Ни буран, ни разъезд казачий
Твоего не прервут пути…
Но однажды проснешься где-нибудь в Тянь-Шане,
У подножья восточных скал
И увидишь с дорожным мешком за плечами,
Бога, которого ты не искал.
Он встанет — усталый и спокойный.
(Его руки испачканы в НАШЕЙ грязи и крови)
и скажет:
Браток, ты просто меня не понял.
Я хотел тебе дать немного ЛЮБВИ…
Вот что я прочла. Это я сочинила для красивого скульптора Лени Лермана, еще когда замужем была. Леня увлекался буддизмом, а я с этим увлечением, как могла, боролась.

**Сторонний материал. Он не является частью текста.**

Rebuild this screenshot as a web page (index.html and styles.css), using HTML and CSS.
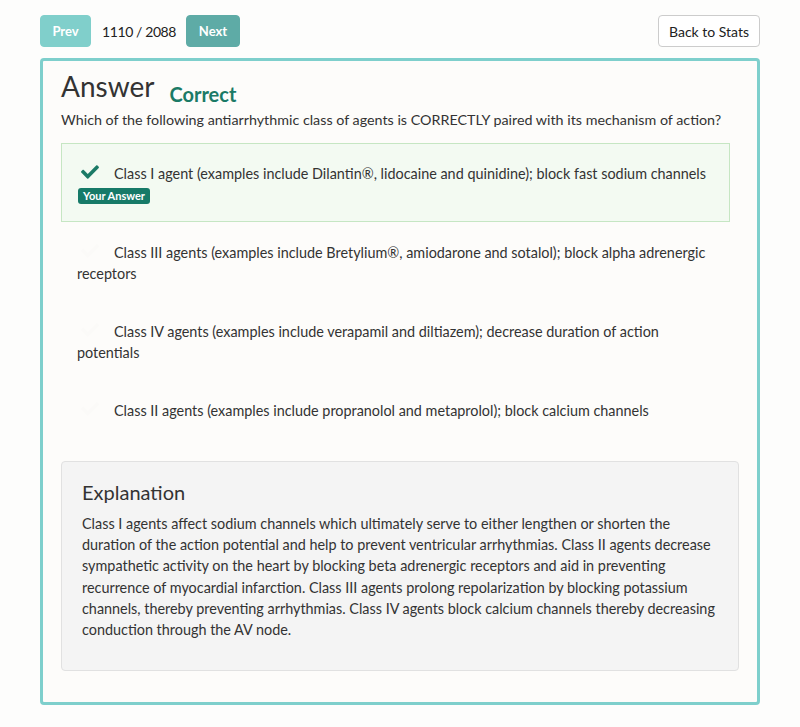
FILE: index.html
```html
<!DOCTYPE html>
<html>
<head>
<meta charset="utf-8">
<link rel="stylesheet" href="styles.css">
</head>
<body>
<div class="page">
  <div class="topbar">
    <div class="nav">
      <button class="btn btn-prev">Prev</button>
      <span class="counter">1110 / 2088</span>
      <button class="btn btn-next">Next</button>
    </div>
    <button class="btn btn-back">Back to Stats</button>
  </div>
  <div class="card">
    <div class="title-row">
      <h1 class="title">Answer</h1>
      <span class="status">Correct</span>
    </div>
    <p class="question">Which of the following antiarrhythmic class of agents is CORRECTLY paired with its mechanism of action?</p>
    <div class="options">
      <div class="option option-correct">
        <svg class="check" viewBox="0 0 512 512"><path d="M173.9 439.4L7.5 273c-10-10-10-26.2 0-36.2l36.2-36.2c10-10 26.2-10 36.2 0L192 312.7 432.1 72.6c10-10 26.2-10 36.2 0l36.2 36.2c10 10 10 26.2 0 36.2L210.1 439.4c-10 10-26.2 10-36.2 0z"/></svg>Class I agent (examples include Dilantin®, lidocaine and quinidine); block fast sodium channels
        <div class="badge-row"><span class="badge">Your Answer</span></div>
      </div>
      <div class="option">
        <svg class="check ghost" viewBox="0 0 512 512"><path d="M173.9 439.4L7.5 273c-10-10-10-26.2 0-36.2l36.2-36.2c10-10 26.2-10 36.2 0L192 312.7 432.1 72.6c10-10 26.2-10 36.2 0l36.2 36.2c10 10 10 26.2 0 36.2L210.1 439.4c-10 10-26.2 10-36.2 0z"/></svg>Class III agents (examples include Bretylium®, amiodarone and sotalol); block alpha adrenergic receptors
      </div>
      <div class="option">
        <svg class="check ghost" viewBox="0 0 512 512"><path d="M173.9 439.4L7.5 273c-10-10-10-26.2 0-36.2l36.2-36.2c10-10 26.2-10 36.2 0L192 312.7 432.1 72.6c10-10 26.2-10 36.2 0l36.2 36.2c10 10 10 26.2 0 36.2L210.1 439.4c-10 10-26.2 10-36.2 0z"/></svg>Class IV agents (examples include verapamil and diltiazem); decrease duration of action potentials
      </div>
      <div class="option">
        <svg class="check ghost" viewBox="0 0 512 512"><path d="M173.9 439.4L7.5 273c-10-10-10-26.2 0-36.2l36.2-36.2c10-10 26.2-10 36.2 0L192 312.7 432.1 72.6c10-10 26.2-10 36.2 0l36.2 36.2c10 10 10 26.2 0 36.2L210.1 439.4c-10 10-26.2 10-36.2 0z"/></svg>Class II agents (examples include propranolol and metaprolol); block calcium channels
      </div>
    </div>
    <div class="explanation">
      <h2 class="exp-title">Explanation</h2>
      <p class="exp-text">Class I agents affect sodium channels which ultimately serve to either lengthen or shorten the duration of the action potential and help to prevent ventricular arrhythmias. Class II agents decrease sympathetic activity on the heart by blocking beta adrenergic receptors and aid in preventing recurrence of myocardial infarction. Class III agents prolong repolarization by blocking potassium channels, thereby preventing arrhythmias. Class IV agents block calcium channels thereby decreasing conduction through the AV node.</p>
    </div>
  </div>
</div>
</body>
</html>
```

FILE: styles.css
```css
html, body {
  margin: 0;
  padding: 0;
  background: #fdfdfc;
}
body {
  font-family: Lato, "Open Sans", sans-serif;
  color: #333;
  font-size: 14px;
}
.page {
  width: 720px;
  margin: 0 auto;
  padding-top: 15px;
}
.topbar {
  display: flex;
  justify-content: space-between;
  align-items: center;
  margin-bottom: 11px;
}
.nav {
  display: flex;
  align-items: center;
  gap: 11px;
}
.btn {
  font-family: Lato, sans-serif;
  height: 32px;
  border-radius: 4px;
  border: 1px solid transparent;
  padding: 0;
  font-size: 13px;
  cursor: pointer;
}
.btn-prev {
  background: #80cfcb;
  border-color: #80cfcb;
  color: #fff;
  font-weight: 700;
  width: 51px;
}
.btn-next {
  background: #5eaba6;
  border-color: #5eaba6;
  color: #fff;
  font-weight: 700;
  width: 54px;
}
.counter {
  font-size: 14px;
  letter-spacing: -0.4px;
  color: #222;
  white-space: nowrap;
  width: 73px;
}
.btn-back {
  background: #fff;
  border-color: #ccc;
  color: #222;
  font-size: 14px;
  width: 102px;
}
.card {
  border: 3px solid #7ecfcc;
  border-radius: 4px;
  background: #fdfcfa;
  padding: 8px 18px 31px 18px;
}
.title-row {
  display: flex;
  align-items: baseline;
  gap: 15px;
}
.title {
  margin: 0;
  font-size: 28px;
  font-weight: 400;
  line-height: 34px;
  color: #333;
}
.status {
  font-size: 20px;
  font-weight: 700;
  color: #1b7a66;
  position: relative;
  top: 5px;
}
.question {
  margin: 6px 0 13px 0;
  line-height: 21px;
  font-size: 14.3px;
}
.options {
  margin-right: 9px;
  margin-bottom: 2px;
}
.option {
  padding: 19px 15px 16px 15px;
  min-height: 42px;
  line-height: 21px;
  font-size: 14.4px;
  border: 1px solid transparent;
}
.option-correct {
  background: #f3faf2;
  border-color: #c6e6c3;
}
.check {
  width: 22px;
  height: 18px;
  margin: 0 13px 0 2px;
  vertical-align: -2px;
  fill: #1b7a66;
}
.check.ghost {
  fill: #fbfaf8;
}
.badge-row {
  height: 21px;
  line-height: 21px;
}
.badge {
  display: inline-block;
  background: #167a68;
  color: #fff;
  font-size: 11px;
  font-weight: 700;
  line-height: 16px;
  padding: 0 5px;
  border-radius: 3px;
  margin-left: 1px;
  vertical-align: middle;
}
.explanation {
  background: #f4f4f4;
  border: 1px solid #e1e1e1;
  border-radius: 4px;
  padding: 16px 20px 23px 20px;
}
.exp-title {
  margin: 0 0 7px 0;
  font-size: 20px;
  font-weight: 400;
  line-height: 28px;
  color: #333;
}
.exp-text {
  margin: 0;
  line-height: 21.2px;
  font-size: 14.4px;
  min-height: 134px;
}
```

Не то что бы я особый враг буддизма — буддизм для меня вещь скорее неинтересная, нежели неприятная — это ловушка для слабых душ, ловушка-убежище, нет в буддизме ни стыда, ни счастья; буддизм и травка — неразлучные брат с сестрой — оба они призваны вызвать возбуждение — там, где не от чего возбудиться, умиротворение — там, где не с чего умиротвориться, нежность и страсть — там, где не хватает любви, искусственную энергию — там, где нет собственной. Ничего плохого во всем этом нет — но я предпочитаю искать настоящую любовь, настоящее возбуждение — от чего то, что меня «всухую» возбуждает и умиротворяться от истинного умиротворения. Если же этого не происходит — то куковать без всего вышеперечисленного, но уж зато, когда это есть — знать что это — взаправдашнее. Алкоголю я больше доверяю — он лишь усугубляет уже существующее состояние. Кроме того — я считаю, что за буддийским доброжелательным равнодушием — системой невмешательства, кроется — как и за любой формой нейтралитета — помощь врагу — в данном случае всякой дьявольщине. Я слишком деятельный человек, чтобы принимать буддизм без раздражения.

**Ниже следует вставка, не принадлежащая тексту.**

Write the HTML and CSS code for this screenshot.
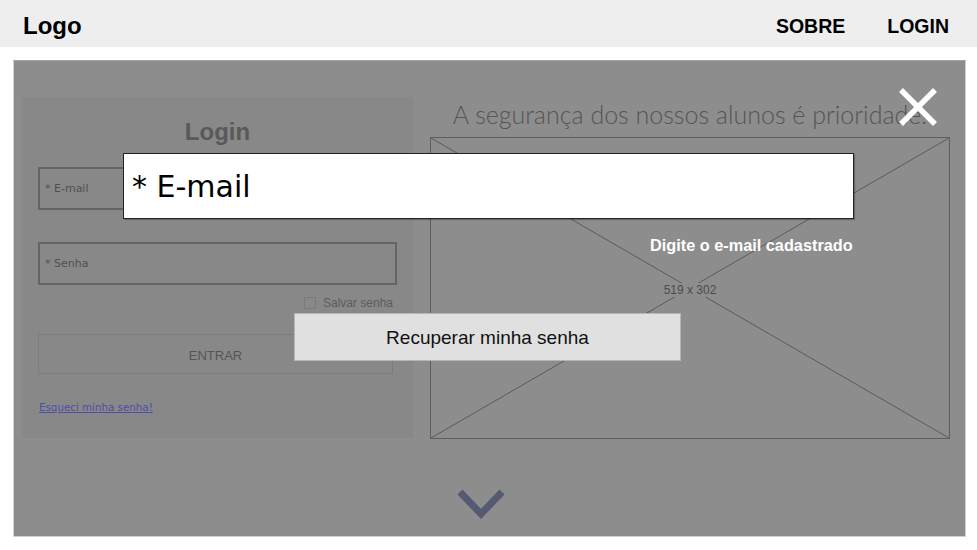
FILE: index.html
```html
<!DOCTYPE html>
<html lang="pt-BR">
<head>
<meta charset="utf-8">
<title>Login</title>
<link rel="stylesheet" href="styles.css">
</head>
<body>
<header class="topbar">
  <div class="logo">Logo</div>
  <nav class="nav">
    <a class="nav-link">SOBRE</a>
    <a class="nav-link">LOGIN</a>
  </nav>
</header>

<main class="stage">
  <div class="content">
    <section class="login-card">
      <h2 class="login-title">Login</h2>
      <div class="field field-email">* E-mail</div>
      <div class="field field-pass">* Senha</div>
      <label class="remember"><span class="check"></span>Salvar senha</label>
      <div class="btn-enter">ENTRAR</div>
      <a class="forgot">Esqueci minha senha!</a>
    </section>
    <section class="hero">
      <h1 class="hero-title">A segurança dos nossos alunos é prioridade.</h1>
      <div class="placeholder">
        <svg class="ph-lines" viewBox="0 0 100 100" preserveAspectRatio="none">
          <line x1="0" y1="0" x2="100" y2="100" vector-effect="non-scaling-stroke"/>
          <line x1="100" y1="0" x2="0" y2="100" vector-effect="non-scaling-stroke"/>
        </svg>
        <span class="ph-label">519 x 302</span>
      </div>
    </section>
  </div>
  <div class="scroll-down">
    <svg width="48" height="32" viewBox="0 0 48 32"><polyline points="3,3 24,25 45,3" fill="none" stroke="#535a72" stroke-width="7"/></svg>
  </div>

  <div class="modal">
    <div class="modal-input">* E-mail</div>
    <div class="modal-hint">Digite o e-mail cadastrado</div>
    <div class="modal-btn">Recuperar minha senha</div>
    <svg class="modal-close" width="40" height="40" viewBox="0 0 40 40">
      <line x1="3" y1="3" x2="37" y2="37"/>
      <line x1="37" y1="3" x2="3" y2="37"/>
    </svg>
  </div>
</main>
</body>
</html>
```

FILE: styles.css
```css
* { box-sizing: border-box; }
html, body { margin: 0; padding: 0; background: #ffffff; }
body { font-family: "Liberation Sans", Arial, sans-serif; width: 977px; height: 550px; overflow: hidden; }

.topbar {
  height: 47px;
  background: #eeeeee;
  display: flex;
  align-items: center;
  justify-content: space-between;
  padding: 5px 28px 0 23px;
}
.logo { font-weight: bold; font-size: 24px; color: #000; }
.nav { display: flex; gap: 42px; }
.nav-link { font-weight: bold; font-size: 19.5px; color: #000; }

.stage {
  position: relative;
  margin: 13px 11px 0 13px;
  height: 477px;
  background: #8d8d8d;
  border: 1px solid #d2d2d2;
  border-top-color: #a0a0a0;
}
.content {
  display: flex;
  gap: 17px;
  padding: 36px 0 0 8px;
}

.login-card {
  width: 391px;
  height: 341px;
  background: #888888;
  padding: 20px 16px 0 16px;
  display: flex;
  flex-direction: column;
}
.login-title {
  margin: 0;
  text-align: center;
  font-size: 24px;
  line-height: 30px;
  font-weight: bold;
  color: #595959;
}
.field {
  height: 43px;
  border: 2px solid #646464;
  border-radius: 1px;
  font-family: "Comic Sans MS", "DejaVu Sans", sans-serif;
  font-size: 11px;
  color: #505050;
  display: flex;
  align-items: center;
  padding-left: 5px;
}
.field-email { margin-top: 20px; }
.field-pass { margin-top: 32px; }
.remember {
  margin-top: 11px;
  align-self: flex-end;
  margin-right: 4px;
  display: flex;
  align-items: center;
  gap: 7px;
  font-size: 12px;
  line-height: 14px;
  color: #5c5c5c;
}
.check { width: 12px; height: 12px; border: 1px solid #7a7a7a; }
.btn-enter {
  margin-top: 24px;
  width: 355px;
  height: 40px;
  padding-top: 2px;
  border: 1px solid #7c7c7c;
  display: flex;
  align-items: center;
  justify-content: center;
  font-size: 13px;
  color: #555555;
}
.forgot {
  margin-top: 26px;
  margin-left: 1px;
  font-family: "Comic Sans MS", "DejaVu Sans", sans-serif;
  font-size: 10.3px;
  line-height: 14px;
  color: #4b4fa8;
  text-decoration: underline;
}

.hero { width: 520px; display: flex; flex-direction: column; }
.hero-title {
  margin: 0;
  height: 40px;
  padding-top: 2px;
  text-align: center;
  font-family: "Lato", "Open Sans", sans-serif;
  font-weight: 300;
  font-size: 25px;
  line-height: 30px;
  color: #555555;
  white-space: nowrap;
}
.placeholder {
  position: relative;
  height: 302px;
  border: 1.5px solid #5e5e5e;
  display: flex;
  align-items: center;
  justify-content: center;
}
.ph-lines { position: absolute; inset: 0; width: 100%; height: 100%; }
.ph-lines line { stroke: #5a5a5a; stroke-width: 1; }
.ph-label {
  position: relative;
  font-size: 12px;
  color: #4c4c4c;
  background: #8d8d8d;
  padding: 0 1px;
  margin-top: 3px;
}

.scroll-down {
  position: absolute;
  left: 443px;
  top: 428px;
  line-height: 0;
}

.modal { position: absolute; inset: 0; }
.modal-input {
  position: absolute;
  left: 109px;
  top: 92px;
  width: 731px;
  height: 66px;
  background: #ffffff;
  border: 1px solid #222222;
  box-shadow: 1px 1px 1px rgba(0,0,0,0.25);
  font-family: "Comic Sans MS", "DejaVu Sans", sans-serif;
  font-size: 30px;
  color: #000;
  display: flex;
  align-items: center;
  padding-left: 8px;
}
.modal-hint {
  position: absolute;
  left: 636px;
  top: 175px;
  font-weight: bold;
  font-size: 16.3px;
  line-height: 18px;
  color: #ffffff;
}
.modal-btn {
  position: absolute;
  left: 280px;
  top: 252px;
  width: 387px;
  height: 48px;
  padding-top: 1px;
  background: #e0e0e0;
  border: 1px solid #b5b5b5;
  display: flex;
  align-items: center;
  justify-content: center;
  font-size: 19px;
  color: #111111;
}
.modal-close { position: absolute; left: 884px; top: 26px; }
.modal-close line { stroke: #ffffff; stroke-width: 5.5; stroke-linecap: butt; }
```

Но вообще — то нелюбовь к буддизму — это моя тайна, кажется, не любить буддизм так же неприлично, как не любить евреев — признаешься где-нибудь в приличном обществе, всяко можно по морде огрести. И правильно! Это все — сугубо личные проблемы, и их надо обсуждать дома — с домашними. Вот мы с Полей — любим иногда поговорить, на досуге, о нашей неприязни к буддизму и траве — интимный разговор матери с дочерью.
А стихи я написала, потому что Леня Лерман увлекался буддизмом, а мне хотелось, чтоб он мною увлекался, а вовсе не буддизмом этим — вот и написала. Кузьма — ужасно над этим стихом издевался и обзывал меня по-разному:
«Киплинг, говорящий на идиш», «Иосиф Уткин в пробковом шлеме»
и прочие ругательства.
А сама я считала, что это лучшее из моих стихотворений
Мой бедный пастуший народ, представленный в мастерской Комара и Меламеда некоторым количеством зубных врачей и адвокатов — тоже был в полном восторге.